Something’s not right with Georgie. She’s turning 40 and she’s lost her heart, hope and other h’s along the way. She can’t even pronounce the letter h anymore. Written by Kate Driver Jones and Sarah Davey-Hull, Aphrodite in Flippers is the new, bright and surreal show from Bold & Saucy Theatre Company; it’s a light-hearted tale of a woman coming to terms with reaching middle age.

Organised Sarah (Sarah Goddard) and happy-go-lucky Vicki (Vicki Manderson) are the friends and loyal champions of Georgie (Georgina Roberts). On realising the latter has lost her way, they pluck a seed of doubt from Georgie’s ear before setting out on a series of comical, metaphorical-turned-literal missions to help Georgie and others get to the point, build their bridges, stand their ground and define their boundaries. This tricksy journey requires the trio to navigate a multitude of obstacles including paranoia point without losing their minds to suspicion, and dodge cake holes – similar to sink holes but with the ground beneath sporting a fete bake sale.

Jones’s minimalistic set design and wacky costumes fit the surreal nature of the piece. A sharp-angled, asymmetric silver door on wheels, a matching window, stools and a kitchen table are dotted around the studio space. Georgie looks every bit the mess she feels internally with her old-fashioned smock thrown over a sparkly dress, which in turn is piled on top of her every day clothes. One visually striking moment in which all three occupy centre stage, Sarah twirls a pink umbrella as Georgie fans her flippers and Vicki – who is a talented physical actor – writhes in slow motion on the floor.

Aphrodite in Flippers has a feminist backbone to it. All characters seen and mentioned, bar the evil Bluebeard, are female. In one particularly uplifting scene, the absence of women in history books is scorned before the past achievements of successful women are read aloud to help Georgie regain her hope. The show reaches its climax in the penultimate scene as Georgie, guarded by two deadpan clowns, is instructed by a voice on the other end of a phone to slap on clown-like makeup, bake a cake and recite the Kings of England whilst being informed, amongst other things, that she’s too old at 40 to have children. Like Alice in the courtroom scene of Alice in Wonderland, Georgie says to hell with the madness this society dictates we adhere to, and in doing so she accepts herself and finds her happiness.

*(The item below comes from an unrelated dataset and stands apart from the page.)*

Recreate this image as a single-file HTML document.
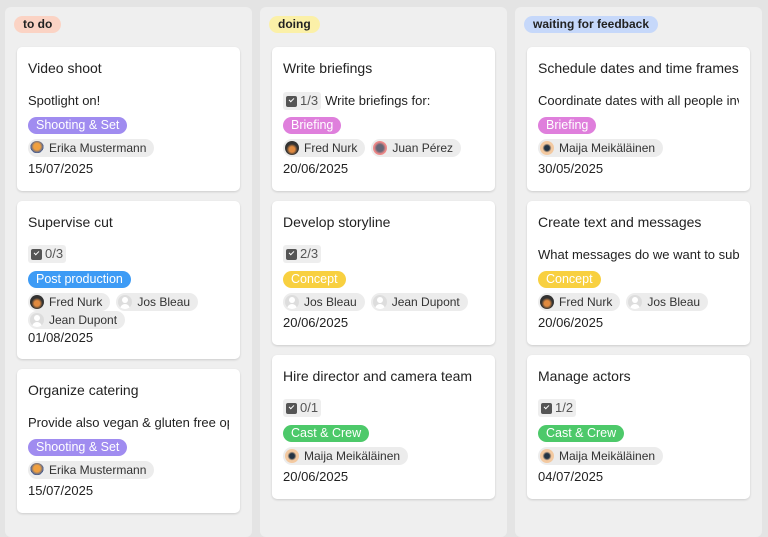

All three performers are entertaining and full of gusto, however they could benefit from being mic’d up to block out sounds of traffic pouring in from outside.

Nevertheless, with a final all-singing all-dancing rendition of ‘Ain’t No Mountain High Enough’, Georgie – and hopefully those approaching middle age with a similar torrent of emotions in the audience – is ready to be 40 and fabulous.